The spiritual world of the Vaikuṇṭha planets and Kṛṣṇaloka, the supreme planet, is situated in His energy of thinking. Although there is no creation in the spiritual world, which is eternal, it is still to be understood that the Vaikuṇṭha planets depend on the thinking energy of the Supreme Lord. This thinking energy is described in Brahma-saṁhitā (5.2), where it is said that the supreme abode, known as Goloka, is manifested like a lotus ﬂower with hundreds of petals. Everything there is manifested by Ananta, the Balarāma or Saṅkarṣaṇa form. The material cosmic manifestation and its different universes are manifest through māyā, or material energy. However, one should not think that material nature or material energy is the cause of this cosmic manifestation. Rather, it is caused by the Supreme Lord, who uses His different expansions through material nature. In other words, there is no possibility of any creation without the superintendence of the Supreme Lord. The form by which the energy of material nature works to bring about creation is called the Saṅkarṣaṇa form, and it is understood that this cosmic manifestation is created under the superintendence of the Supreme Lord.

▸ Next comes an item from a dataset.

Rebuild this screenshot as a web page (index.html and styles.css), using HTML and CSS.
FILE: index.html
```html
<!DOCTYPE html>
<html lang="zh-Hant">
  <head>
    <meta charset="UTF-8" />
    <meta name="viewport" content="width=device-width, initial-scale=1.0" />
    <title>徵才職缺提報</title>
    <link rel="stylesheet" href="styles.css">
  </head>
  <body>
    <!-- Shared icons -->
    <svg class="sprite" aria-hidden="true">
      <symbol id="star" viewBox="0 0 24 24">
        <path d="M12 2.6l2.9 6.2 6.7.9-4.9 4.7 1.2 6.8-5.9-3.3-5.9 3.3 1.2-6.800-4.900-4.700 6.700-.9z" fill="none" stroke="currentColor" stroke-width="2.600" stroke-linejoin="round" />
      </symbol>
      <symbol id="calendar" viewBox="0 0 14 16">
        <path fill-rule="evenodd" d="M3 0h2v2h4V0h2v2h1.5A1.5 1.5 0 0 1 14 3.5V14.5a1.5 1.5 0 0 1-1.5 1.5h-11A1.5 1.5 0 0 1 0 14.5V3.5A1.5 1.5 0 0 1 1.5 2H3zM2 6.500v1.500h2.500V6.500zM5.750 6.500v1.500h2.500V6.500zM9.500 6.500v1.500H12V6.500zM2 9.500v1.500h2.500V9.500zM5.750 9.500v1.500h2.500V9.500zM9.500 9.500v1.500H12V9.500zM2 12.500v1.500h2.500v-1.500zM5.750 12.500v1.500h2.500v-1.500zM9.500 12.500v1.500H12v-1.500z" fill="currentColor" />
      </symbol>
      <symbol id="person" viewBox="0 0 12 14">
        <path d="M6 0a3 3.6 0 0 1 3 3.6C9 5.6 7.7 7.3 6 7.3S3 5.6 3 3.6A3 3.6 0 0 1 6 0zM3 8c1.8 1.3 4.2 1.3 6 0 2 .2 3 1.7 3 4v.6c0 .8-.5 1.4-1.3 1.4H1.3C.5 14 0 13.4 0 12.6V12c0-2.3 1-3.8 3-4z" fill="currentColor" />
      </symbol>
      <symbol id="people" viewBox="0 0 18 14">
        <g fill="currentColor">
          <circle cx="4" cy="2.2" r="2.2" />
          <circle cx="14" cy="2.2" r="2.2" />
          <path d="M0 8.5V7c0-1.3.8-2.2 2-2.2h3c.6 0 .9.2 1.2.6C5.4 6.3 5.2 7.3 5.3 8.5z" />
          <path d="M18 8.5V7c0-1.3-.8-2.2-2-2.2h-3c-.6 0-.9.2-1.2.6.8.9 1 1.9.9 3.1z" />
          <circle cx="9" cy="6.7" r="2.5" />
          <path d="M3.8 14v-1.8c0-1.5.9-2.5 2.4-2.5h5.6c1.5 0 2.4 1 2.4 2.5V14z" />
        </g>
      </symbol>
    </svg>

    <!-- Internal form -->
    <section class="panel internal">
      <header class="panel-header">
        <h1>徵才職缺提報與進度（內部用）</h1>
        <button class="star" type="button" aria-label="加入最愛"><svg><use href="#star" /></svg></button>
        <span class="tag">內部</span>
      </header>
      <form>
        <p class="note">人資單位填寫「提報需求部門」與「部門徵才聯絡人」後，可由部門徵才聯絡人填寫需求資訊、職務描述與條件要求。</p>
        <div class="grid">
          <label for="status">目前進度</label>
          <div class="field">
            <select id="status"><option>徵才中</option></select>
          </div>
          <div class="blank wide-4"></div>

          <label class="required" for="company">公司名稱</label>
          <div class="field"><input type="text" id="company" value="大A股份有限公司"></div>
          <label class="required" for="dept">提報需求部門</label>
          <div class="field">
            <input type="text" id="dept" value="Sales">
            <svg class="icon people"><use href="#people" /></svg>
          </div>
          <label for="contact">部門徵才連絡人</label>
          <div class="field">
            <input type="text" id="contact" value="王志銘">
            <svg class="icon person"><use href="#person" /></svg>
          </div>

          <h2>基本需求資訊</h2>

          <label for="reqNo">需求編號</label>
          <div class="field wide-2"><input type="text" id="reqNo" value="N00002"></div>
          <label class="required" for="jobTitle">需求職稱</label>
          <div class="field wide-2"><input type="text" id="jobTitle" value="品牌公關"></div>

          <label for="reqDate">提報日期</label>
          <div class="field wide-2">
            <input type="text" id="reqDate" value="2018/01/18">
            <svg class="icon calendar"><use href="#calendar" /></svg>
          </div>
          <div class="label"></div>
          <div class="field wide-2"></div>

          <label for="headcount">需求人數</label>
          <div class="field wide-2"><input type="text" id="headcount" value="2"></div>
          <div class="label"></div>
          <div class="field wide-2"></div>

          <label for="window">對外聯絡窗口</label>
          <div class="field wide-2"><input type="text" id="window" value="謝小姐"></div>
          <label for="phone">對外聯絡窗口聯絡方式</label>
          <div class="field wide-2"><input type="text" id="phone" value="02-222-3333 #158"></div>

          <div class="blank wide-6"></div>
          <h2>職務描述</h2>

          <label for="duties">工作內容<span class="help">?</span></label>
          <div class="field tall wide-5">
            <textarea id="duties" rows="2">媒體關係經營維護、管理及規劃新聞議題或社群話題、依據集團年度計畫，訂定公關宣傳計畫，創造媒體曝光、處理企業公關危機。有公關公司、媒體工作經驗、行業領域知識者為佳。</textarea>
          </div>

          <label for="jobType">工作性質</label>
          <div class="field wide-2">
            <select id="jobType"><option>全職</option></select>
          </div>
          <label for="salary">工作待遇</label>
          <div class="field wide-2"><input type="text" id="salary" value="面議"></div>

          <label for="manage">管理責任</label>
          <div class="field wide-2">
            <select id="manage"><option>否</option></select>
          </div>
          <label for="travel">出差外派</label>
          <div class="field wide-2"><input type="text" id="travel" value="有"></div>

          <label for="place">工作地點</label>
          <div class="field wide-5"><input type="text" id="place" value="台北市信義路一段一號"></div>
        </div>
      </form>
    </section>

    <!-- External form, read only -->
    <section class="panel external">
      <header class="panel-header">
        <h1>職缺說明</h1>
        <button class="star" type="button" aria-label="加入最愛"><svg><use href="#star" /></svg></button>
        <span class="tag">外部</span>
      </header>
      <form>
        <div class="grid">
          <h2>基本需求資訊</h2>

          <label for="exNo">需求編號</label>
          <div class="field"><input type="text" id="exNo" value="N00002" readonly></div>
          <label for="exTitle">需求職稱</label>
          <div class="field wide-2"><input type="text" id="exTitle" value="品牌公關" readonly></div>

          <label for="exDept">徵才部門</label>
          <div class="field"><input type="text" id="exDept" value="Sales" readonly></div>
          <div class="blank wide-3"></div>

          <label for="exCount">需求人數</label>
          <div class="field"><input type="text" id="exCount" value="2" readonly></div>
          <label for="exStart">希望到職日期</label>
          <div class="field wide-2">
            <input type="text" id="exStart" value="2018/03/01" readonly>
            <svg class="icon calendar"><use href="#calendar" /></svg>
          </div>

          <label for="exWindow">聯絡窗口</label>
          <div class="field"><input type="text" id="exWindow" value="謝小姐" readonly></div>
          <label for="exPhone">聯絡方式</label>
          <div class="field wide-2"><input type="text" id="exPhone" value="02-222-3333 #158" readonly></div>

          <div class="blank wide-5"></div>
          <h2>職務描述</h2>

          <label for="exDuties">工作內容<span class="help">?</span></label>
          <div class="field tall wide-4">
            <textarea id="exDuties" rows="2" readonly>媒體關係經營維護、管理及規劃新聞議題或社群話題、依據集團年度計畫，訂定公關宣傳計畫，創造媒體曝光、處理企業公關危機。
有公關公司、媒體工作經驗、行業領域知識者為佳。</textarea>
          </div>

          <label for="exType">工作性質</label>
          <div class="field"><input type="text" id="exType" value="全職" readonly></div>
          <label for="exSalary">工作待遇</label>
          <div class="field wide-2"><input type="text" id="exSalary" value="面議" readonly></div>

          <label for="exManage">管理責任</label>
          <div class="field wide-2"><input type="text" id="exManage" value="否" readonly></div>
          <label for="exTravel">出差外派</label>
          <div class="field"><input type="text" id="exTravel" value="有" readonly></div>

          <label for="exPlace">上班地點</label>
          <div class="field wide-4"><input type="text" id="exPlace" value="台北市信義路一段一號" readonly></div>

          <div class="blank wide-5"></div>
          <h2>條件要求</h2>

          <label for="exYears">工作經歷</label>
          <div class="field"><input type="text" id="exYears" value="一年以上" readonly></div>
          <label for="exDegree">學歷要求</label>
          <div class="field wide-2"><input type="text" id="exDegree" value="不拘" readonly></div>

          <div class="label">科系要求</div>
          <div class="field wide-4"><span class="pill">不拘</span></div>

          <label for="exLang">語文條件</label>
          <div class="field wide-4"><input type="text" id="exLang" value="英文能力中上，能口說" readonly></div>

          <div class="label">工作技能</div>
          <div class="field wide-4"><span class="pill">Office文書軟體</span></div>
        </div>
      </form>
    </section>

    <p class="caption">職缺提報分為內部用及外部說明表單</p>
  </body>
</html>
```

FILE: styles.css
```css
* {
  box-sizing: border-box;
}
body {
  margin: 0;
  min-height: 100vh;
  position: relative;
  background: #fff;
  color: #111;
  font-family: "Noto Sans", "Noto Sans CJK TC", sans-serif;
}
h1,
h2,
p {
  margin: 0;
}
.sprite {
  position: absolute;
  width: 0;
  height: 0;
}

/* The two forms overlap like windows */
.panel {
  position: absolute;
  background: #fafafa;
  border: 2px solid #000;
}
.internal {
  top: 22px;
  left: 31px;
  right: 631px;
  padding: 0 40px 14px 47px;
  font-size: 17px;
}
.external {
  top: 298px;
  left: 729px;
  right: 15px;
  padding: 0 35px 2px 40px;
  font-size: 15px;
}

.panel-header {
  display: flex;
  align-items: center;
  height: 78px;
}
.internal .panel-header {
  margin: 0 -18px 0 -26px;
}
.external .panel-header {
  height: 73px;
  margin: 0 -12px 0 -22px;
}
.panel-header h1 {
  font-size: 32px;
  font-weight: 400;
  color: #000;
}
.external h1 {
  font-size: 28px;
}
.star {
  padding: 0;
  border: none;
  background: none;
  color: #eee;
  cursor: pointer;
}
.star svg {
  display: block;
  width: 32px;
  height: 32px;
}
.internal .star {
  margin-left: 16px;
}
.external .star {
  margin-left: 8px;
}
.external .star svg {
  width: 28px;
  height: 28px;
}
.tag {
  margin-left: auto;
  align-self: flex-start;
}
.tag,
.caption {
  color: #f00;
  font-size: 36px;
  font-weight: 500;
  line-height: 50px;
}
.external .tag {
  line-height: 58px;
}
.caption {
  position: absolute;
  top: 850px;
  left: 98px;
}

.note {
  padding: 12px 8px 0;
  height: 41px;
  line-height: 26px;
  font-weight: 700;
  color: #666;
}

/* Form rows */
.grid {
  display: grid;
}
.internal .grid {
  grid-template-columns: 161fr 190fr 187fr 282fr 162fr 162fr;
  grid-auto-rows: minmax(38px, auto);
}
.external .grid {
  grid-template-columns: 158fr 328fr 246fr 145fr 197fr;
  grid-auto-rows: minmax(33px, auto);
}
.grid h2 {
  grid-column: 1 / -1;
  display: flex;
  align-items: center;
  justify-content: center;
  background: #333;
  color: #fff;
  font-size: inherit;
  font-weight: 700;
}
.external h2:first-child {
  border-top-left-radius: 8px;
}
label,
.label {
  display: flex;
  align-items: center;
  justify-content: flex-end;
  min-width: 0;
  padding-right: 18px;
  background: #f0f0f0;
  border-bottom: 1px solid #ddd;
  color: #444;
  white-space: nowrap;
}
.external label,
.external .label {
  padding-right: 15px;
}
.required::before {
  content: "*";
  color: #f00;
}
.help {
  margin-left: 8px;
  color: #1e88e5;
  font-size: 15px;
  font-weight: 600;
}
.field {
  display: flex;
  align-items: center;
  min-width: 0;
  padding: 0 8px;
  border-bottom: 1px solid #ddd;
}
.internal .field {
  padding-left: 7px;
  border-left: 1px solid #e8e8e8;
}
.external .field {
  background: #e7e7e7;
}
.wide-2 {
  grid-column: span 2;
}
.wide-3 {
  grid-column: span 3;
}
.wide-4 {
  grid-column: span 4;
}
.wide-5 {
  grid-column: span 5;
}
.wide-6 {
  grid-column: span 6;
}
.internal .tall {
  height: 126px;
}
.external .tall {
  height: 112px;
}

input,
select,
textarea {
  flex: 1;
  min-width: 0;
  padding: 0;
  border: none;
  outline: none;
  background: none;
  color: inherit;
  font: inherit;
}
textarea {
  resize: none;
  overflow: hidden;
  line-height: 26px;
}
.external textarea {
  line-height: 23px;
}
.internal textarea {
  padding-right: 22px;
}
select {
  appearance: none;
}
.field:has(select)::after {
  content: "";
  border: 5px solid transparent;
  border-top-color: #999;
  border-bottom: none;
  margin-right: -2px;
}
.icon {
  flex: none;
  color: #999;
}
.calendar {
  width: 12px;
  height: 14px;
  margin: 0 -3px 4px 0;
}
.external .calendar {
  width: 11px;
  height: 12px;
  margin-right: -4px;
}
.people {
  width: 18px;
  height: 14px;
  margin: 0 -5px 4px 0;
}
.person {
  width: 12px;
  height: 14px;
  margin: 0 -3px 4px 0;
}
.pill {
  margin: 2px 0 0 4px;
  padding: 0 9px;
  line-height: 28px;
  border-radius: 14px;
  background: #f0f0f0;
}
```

In Śrīmad-Bhāgavatam (10.46.31) it is said that Balarāma and Kṛṣṇa are the origin of all living entities and that these two personalities enter into everything. A list of incarnations is given in Śrīmad-Bhāgavatam (1.3), and they are as follows: (1) Kumāras, (2) Nārada, (3) Varāha, (4) Matsya, (5) Yajña, (6) Nara-nārāyaṇa, (7) Kārdami Kapila, (8) Dattātreya, (9) Hayaśīrṣa, (10) Haṁsa, (11) Dhruvapriya or Pṛśnigarbha, (12) Ṛṣabha, (13) Pṛthu, (14) Nṛsiṁha, (15) Kūrma, (16) Dhanvantari, (17) Mohinī, (18) Vāmana, (19) Bhārgava (Paraśurāma), (20) Rāghavendra, (21) Vyāsa, (22) Pralambāri Balarāma, (23) Kṛṣṇa, (24) Buddha, (25) Kalki. Because almost all of these twenty-ﬁve līlā-avatāras appear in one day of Brahmā, which is called a kalpa, they are sometimes called kalpa-avatāras. Out of these, the incarnation of Haṁsa and Mohinī are not permanent, but Kapila, Dattātreya, Ṛṣabha, Dhanvantari and Vyāsa are ﬁve eternal forms, and they are more celebrated. The incarnations of the tortoise Kūrma, the ﬁsh Matsya, Nara-nārāyaṇa, Varāha, Hayaśīrṣa, Pṛśnigarbha and Balarāma are considered to be incarnations of vaibhava. Similarly, there are three guṇa-avatāras, or incarnations of the qualitative modes of nature, and these are Brahmā, Viṣṇu and Śiva.
Of the manvantara-avatāras, there are fourteen: (1) Yajña, (2) Vibhu, (3) Satyasena, (4) Hari, (5) Vaikuṇṭha, (6) Ajita, (7) Vāmana, (8) Sārvabhauma, (9) Ṛṣabha, (10) Viṣvaksena, (11) Dharmasetu, (12) Sudhāmā, (13) Yogeśvara, (14) Bṛhadbhānu. Out of these fourteen manvantara-avatāras, Yajña and Vāmana are also līlā-avatāras, and the rest are manvantara-avatāras. These fourteen manvantara-avatāras are also known as vaibhava-avatāras.
The four yuga-avatāras are also described in Śrīmad-Bhāgavatam. In the Satya-yuga, the incarnation of God is white; in the Tretā-yuga He is red; in the Dvāpara-yuga, He is blackish; and in the Kali-yuga He is also blackish, but sometimes, in a special Kali-yuga, His color is yellowish (as in the case of Caitanya Mahāprabhu). As far as the śaktyāveśa-avatāras are concerned, they include Kapila and Ṛṣabha, Ananta, Brahmā (sometimes the Lord Himself becomes Brahmā), Catuḥsana (the incarnation of knowledge), Nārada (the incarnation of devotional service), King Pṛthu (the incarnation of administrative power) and Paraśurāma (the incarnation who subdues evil principles).